Repeat the material below word for word and leave out all pictures.
******
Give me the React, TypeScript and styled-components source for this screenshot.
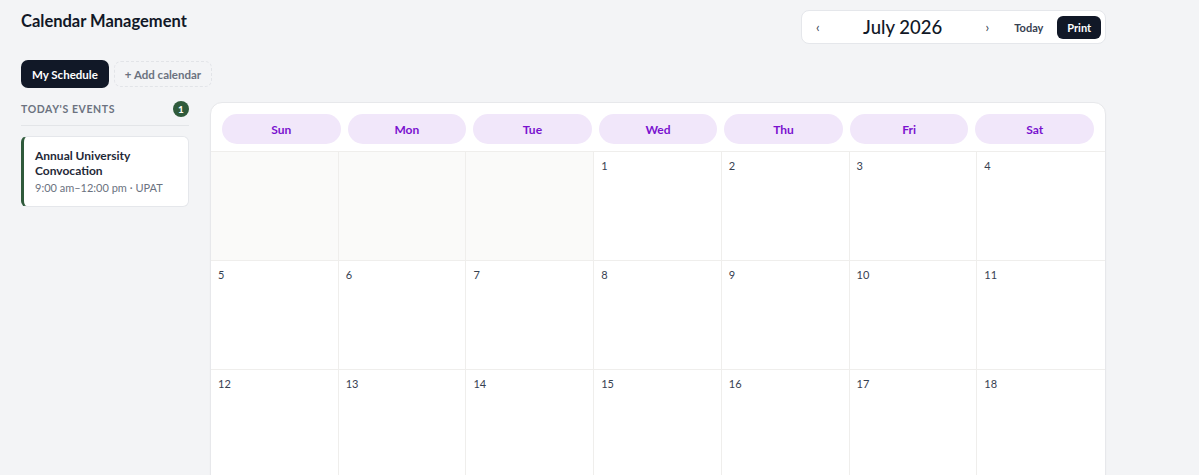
import styled, { createGlobalStyle } from "styled-components";

const GlobalStyle = createGlobalStyle`
  * {
    box-sizing: border-box;
  }

  body {
    margin: 0;
    background: #f3f4f6;
    font-family: Lato, "Noto Sans", "Liberation Sans", sans-serif;
    color: #111827;
  }
`;

const DAYS = ["Sun", "Mon", "Tue", "Wed", "Thu", "Fri", "Sat"];

// July 2026 starts on a Wednesday
const buildCells = () => {
  const cells: (number | null)[] = [null, null, null];
  for (let d = 1; d <= 31; d++) cells.push(d);
  while (cells.length % 7 !== 0) cells.push(null);
  return cells;
};

const App = () => {
  const cells = buildCells();

  return (
    <Page>
      <GlobalStyle />
      <Sidebar>
        <Title>Calendar Management</Title>

        <Tabs>
          <Tab active>My Schedule</Tab>
          <AddTab>+ Add calendar</AddTab>
        </Tabs>

        <EventsHeader>
          <EventsLabel>Today's Events</EventsLabel>
          <Badge>1</Badge>
        </EventsHeader>

        <EventCard>
          <EventTitle>Annual University Convocation</EventTitle>
          <EventMeta>9:00 am–12:00 pm · UPAT</EventMeta>
        </EventCard>
      </Sidebar>

      <Main>
        <Toolbar>
          <Nav>
            <Arrow>‹</Arrow>
            <Month>July 2026</Month>
            <Arrow>›</Arrow>
            <TodayButton>Today</TodayButton>
            <PrintButton>Print</PrintButton>
          </Nav>
        </Toolbar>

        <Calendar>
          <WeekHeader>
            {DAYS.map((d) => (
              <DayPill key={d}>{d}</DayPill>
            ))}
          </WeekHeader>
          <Grid>
            {cells.map((day, i) => (
              <Cell key={i} empty={day === null}>
                {day && <DayNumber>{day}</DayNumber>}
              </Cell>
            ))}
          </Grid>
        </Calendar>
      </Main>
    </Page>
  );
};

const Page = styled.div`
  display: flex;
  gap: 21px;
  height: 100vh;
  overflow: hidden;
  padding: 10px 93px 0 21px;
`;

const Sidebar = styled.aside`
  width: 168px;
  flex-shrink: 0;
  display: flex;
  flex-direction: column;
`;

const Title = styled.h1`
  margin: 0;
  height: 24px;
  font-size: 16.5px;
  font-weight: 700;
  line-height: 22px;
  white-space: nowrap;
  color: #111827;
`;

const Tabs = styled.div`
  display: flex;
  gap: 5px;
  margin-top: 26px;
`;

const Tab = styled.button<{ active?: boolean }>`
  height: 28px;
  padding: 0 11px;
  border: none;
  border-radius: 7px;
  background: ${(p) => (p.active ? "#111827" : "transparent")};
  color: ${(p) => (p.active ? "#ffffff" : "#6b7280")};
  font-family: inherit;
  font-size: 11.5px;
  font-weight: 700;
  white-space: nowrap;
`;

const AddTab = styled.button`
  height: 26px;
  margin-top: 1px;
  padding: 0 10px;
  border: 1px dashed #e2e4e8;
  border-radius: 7px;
  background: transparent;
  color: #6b7280;
  font-family: inherit;
  font-size: 11.5px;
  font-weight: 700;
  white-space: nowrap;
`;

const EventsHeader = styled.div`
  display: flex;
  align-items: center;
  justify-content: space-between;
  margin-top: 13px;
  padding-bottom: 8px;
  border-bottom: 1px solid #e3e5e8;
`;

const EventsLabel = styled.span`
  font-size: 10.5px;
  font-weight: 700;
  letter-spacing: 0.6px;
  text-transform: uppercase;
  color: #6b7280;
`;

const Badge = styled.span`
  width: 16px;
  height: 16px;
  border-radius: 50%;
  background: #2f5a3b;
  color: #ffffff;
  font-size: 10px;
  font-weight: 700;
  display: flex;
  align-items: center;
  justify-content: center;
`;

const EventCard = styled.div`
  margin-top: 10px;
  padding: 11px 12px 11px 11px;
  background: #ffffff;
  border: 1px solid #e5e7eb;
  border-left: 3px solid #2f5a3b;
  border-radius: 6px;
`;

const EventTitle = styled.div`
  font-size: 12px;
  font-weight: 700;
  line-height: 15px;
  color: #1f2937;
`;

const EventMeta = styled.div`
  margin-top: 2px;
  font-size: 11px;
  line-height: 15px;
  color: #6b7280;
`;

const Main = styled.main`
  flex: 1;
  display: flex;
  flex-direction: column;
`;

const Toolbar = styled.div`
  display: flex;
  justify-content: flex-end;
`;

const Nav = styled.div`
  display: flex;
  align-items: center;
  width: 305px;
  height: 34px;
  padding: 0 4px;
  background: #ffffff;
  border: 1px solid #e5e7eb;
  border-radius: 8px;
`;

const Arrow = styled.button`
  width: 24px;
  height: 24px;
  padding: 0;
  border: none;
  background: transparent;
  color: #374151;
  font-family: inherit;
  font-size: 13px;
  line-height: 1;
`;

const Month = styled.div`
  width: 147px;
  text-align: center;
  font-size: 18.5px;
  font-weight: 500;
  color: #111827;
`;

const TodayButton = styled.button`
  height: 23px;
  margin-left: 5px;
  padding: 0 10px;
  border: none;
  background: transparent;
  color: #374151;
  font-family: inherit;
  font-size: 11px;
  font-weight: 700;
`;

const PrintButton = styled.button`
  height: 23px;
  width: 44px;
  margin-left: 4px;
  padding: 0;
  border: none;
  border-radius: 6px;
  background: #111827;
  color: #ffffff;
  font-family: inherit;
  font-size: 11px;
  font-weight: 700;
`;

const Calendar = styled.section`
  margin-top: 58px;
  flex-shrink: 0;
  background: #ffffff;
  border: 1px solid #e7e8eb;
  border-radius: 12px;
  overflow: hidden;
  box-shadow: 0 1px 2px rgba(0, 0, 0, 0.03);
`;

const WeekHeader = styled.div`
  display: grid;
  grid-template-columns: repeat(7, 1fr);
  gap: 7px;
  padding: 11px 11px 7px;
  border-bottom: 1px solid #efeeec;
`;

const DayPill = styled.div`
  height: 30px;
  border-radius: 15px;
  background: #f1e7fa;
  color: #7a12cf;
  font-size: 12px;
  font-weight: 700;
  display: flex;
  align-items: center;
  justify-content: center;
`;

const Grid = styled.div`
  display: grid;
  grid-template-columns: repeat(7, 1fr);
`;

const Cell = styled.div<{ empty?: boolean }>`
  height: 109px;
  padding: 5px 7px;
  line-height: 14px;
  background: ${(p) => (p.empty ? "#fafaf9" : "#ffffff")};
  border-right: 1px solid #efeeec;
  border-bottom: 1px solid #efeeec;

  &:nth-child(7n) {
    border-right: none;
  }
`;

const DayNumber = styled.span`
  font-size: 11px;
  color: #374151;
`;

export default App;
******
» Written answer:
Give me the React, TypeScript and styled-components source for this screenshot.
import styled, { createGlobalStyle } from "styled-components";

const GlobalStyle = createGlobalStyle`
  * {
    box-sizing: border-box;
  }

  body {
    margin: 0;
    background: #f3f4f6;
    font-family: Lato, "Noto Sans", "Liberation Sans", sans-serif;
    color: #111827;
  }
`;

const DAYS = ["Sun", "Mon", "Tue", "Wed", "Thu", "Fri", "Sat"];

// July 2026 starts on a Wednesday
const buildCells = () => {
  const cells: (number | null)[] = [null, null, null];
  for (let d = 1; d <= 31; d++) cells.push(d);
  while (cells.length % 7 !== 0) cells.push(null);
  return cells;
};

const App = () => {
  const cells = buildCells();

  return (
    <Page>
      <GlobalStyle />
      <Sidebar>
        <Title>Calendar Management</Title>

        <Tabs>
          <Tab active>My Schedule</Tab>
          <AddTab>+ Add calendar</AddTab>
        </Tabs>

        <EventsHeader>
          <EventsLabel>Today's Events</EventsLabel>
          <Badge>1</Badge>
        </EventsHeader>

        <EventCard>
          <EventTitle>Annual University Convocation</EventTitle>
          <EventMeta>9:00 am–12:00 pm · UPAT</EventMeta>
        </EventCard>
      </Sidebar>

      <Main>
        <Toolbar>
          <Nav>
            <Arrow>‹</Arrow>
            <Month>July 2026</Month>
            <Arrow>›</Arrow>
            <TodayButton>Today</TodayButton>
            <PrintButton>Print</PrintButton>
          </Nav>
        </Toolbar>

        <Calendar>
          <WeekHeader>
            {DAYS.map((d) => (
              <DayPill key={d}>{d}</DayPill>
            ))}
          </WeekHeader>
          <Grid>
            {cells.map((day, i) => (
              <Cell key={i} empty={day === null}>
                {day && <DayNumber>{day}</DayNumber>}
              </Cell>
            ))}
          </Grid>
        </Calendar>
      </Main>
    </Page>
  );
};

const Page = styled.div`
  display: flex;
  gap: 21px;
  height: 100vh;
  overflow: hidden;
  padding: 10px 93px 0 21px;
`;

const Sidebar = styled.aside`
  width: 168px;
  flex-shrink: 0;
  display: flex;
  flex-direction: column;
`;

const Title = styled.h1`
  margin: 0;
  height: 24px;
  font-size: 16.5px;
  font-weight: 700;
  line-height: 22px;
  white-space: nowrap;
  color: #111827;
`;

const Tabs = styled.div`
  display: flex;
  gap: 5px;
  margin-top: 26px;
`;

const Tab = styled.button<{ active?: boolean }>`
  height: 28px;
  padding: 0 11px;
  border: none;
  border-radius: 7px;
  background: ${(p) => (p.active ? "#111827" : "transparent")};
  color: ${(p) => (p.active ? "#ffffff" : "#6b7280")};
  font-family: inherit;
  font-size: 11.5px;
  font-weight: 700;
  white-space: nowrap;
`;

const AddTab = styled.button`
  height: 26px;
  margin-top: 1px;
  padding: 0 10px;
  border: 1px dashed #e2e4e8;
  border-radius: 7px;
  background: transparent;
  color: #6b7280;
  font-family: inherit;
  font-size: 11.5px;
  font-weight: 700;
  white-space: nowrap;
`;

const EventsHeader = styled.div`
  display: flex;
  align-items: center;
  justify-content: space-between;
  margin-top: 13px;
  padding-bottom: 8px;
  border-bottom: 1px solid #e3e5e8;
`;

const EventsLabel = styled.span`
  font-size: 10.5px;
  font-weight: 700;
  letter-spacing: 0.6px;
  text-transform: uppercase;
  color: #6b7280;
`;

const Badge = styled.span`
  width: 16px;
  height: 16px;
  border-radius: 50%;
  background: #2f5a3b;
  color: #ffffff;
  font-size: 10px;
  font-weight: 700;
  display: flex;
  align-items: center;
  justify-content: center;
`;

const EventCard = styled.div`
  margin-top: 10px;
  padding: 11px 12px 11px 11px;
  background: #ffffff;
  border: 1px solid #e5e7eb;
  border-left: 3px solid #2f5a3b;
  border-radius: 6px;
`;

const EventTitle = styled.div`
  font-size: 12px;
  font-weight: 700;
  line-height: 15px;
  color: #1f2937;
`;

const EventMeta = styled.div`
  margin-top: 2px;
  font-size: 11px;
  line-height: 15px;
  color: #6b7280;
`;

const Main = styled.main`
  flex: 1;
  display: flex;
  flex-direction: column;
`;

const Toolbar = styled.div`
  display: flex;
  justify-content: flex-end;
`;

const Nav = styled.div`
  display: flex;
  align-items: center;
  width: 305px;
  height: 34px;
  padding: 0 4px;
  background: #ffffff;
  border: 1px solid #e5e7eb;
  border-radius: 8px;
`;

const Arrow = styled.button`
  width: 24px;
  height: 24px;
  padding: 0;
  border: none;
  background: transparent;
  color: #374151;
  font-family: inherit;
  font-size: 13px;
  line-height: 1;
`;

const Month = styled.div`
  width: 147px;
  text-align: center;
  font-size: 18.5px;
  font-weight: 500;
  color: #111827;
`;

const TodayButton = styled.button`
  height: 23px;
  margin-left: 5px;
  padding: 0 10px;
  border: none;
  background: transparent;
  color: #374151;
  font-family: inherit;
  font-size: 11px;
  font-weight: 700;
`;

const PrintButton = styled.button`
  height: 23px;
  width: 44px;
  margin-left: 4px;
  padding: 0;
  border: none;
  border-radius: 6px;
  background: #111827;
  color: #ffffff;
  font-family: inherit;
  font-size: 11px;
  font-weight: 700;
`;

const Calendar = styled.section`
  margin-top: 58px;
  flex-shrink: 0;
  background: #ffffff;
  border: 1px solid #e7e8eb;
  border-radius: 12px;
  overflow: hidden;
  box-shadow: 0 1px 2px rgba(0, 0, 0, 0.03);
`;

const WeekHeader = styled.div`
  display: grid;
  grid-template-columns: repeat(7, 1fr);
  gap: 7px;
  padding: 11px 11px 7px;
  border-bottom: 1px solid #efeeec;
`;

const DayPill = styled.div`
  height: 30px;
  border-radius: 15px;
  background: #f1e7fa;
  color: #7a12cf;
  font-size: 12px;
  font-weight: 700;
  display: flex;
  align-items: center;
  justify-content: center;
`;

const Grid = styled.div`
  display: grid;
  grid-template-columns: repeat(7, 1fr);
`;

const Cell = styled.div<{ empty?: boolean }>`
  height: 109px;
  padding: 5px 7px;
  line-height: 14px;
  background: ${(p) => (p.empty ? "#fafaf9" : "#ffffff")};
  border-right: 1px solid #efeeec;
  border-bottom: 1px solid #efeeec;

  &:nth-child(7n) {
    border-right: none;
  }
`;

const DayNumber = styled.span`
  font-size: 11px;
  color: #374151;
`;

export default App;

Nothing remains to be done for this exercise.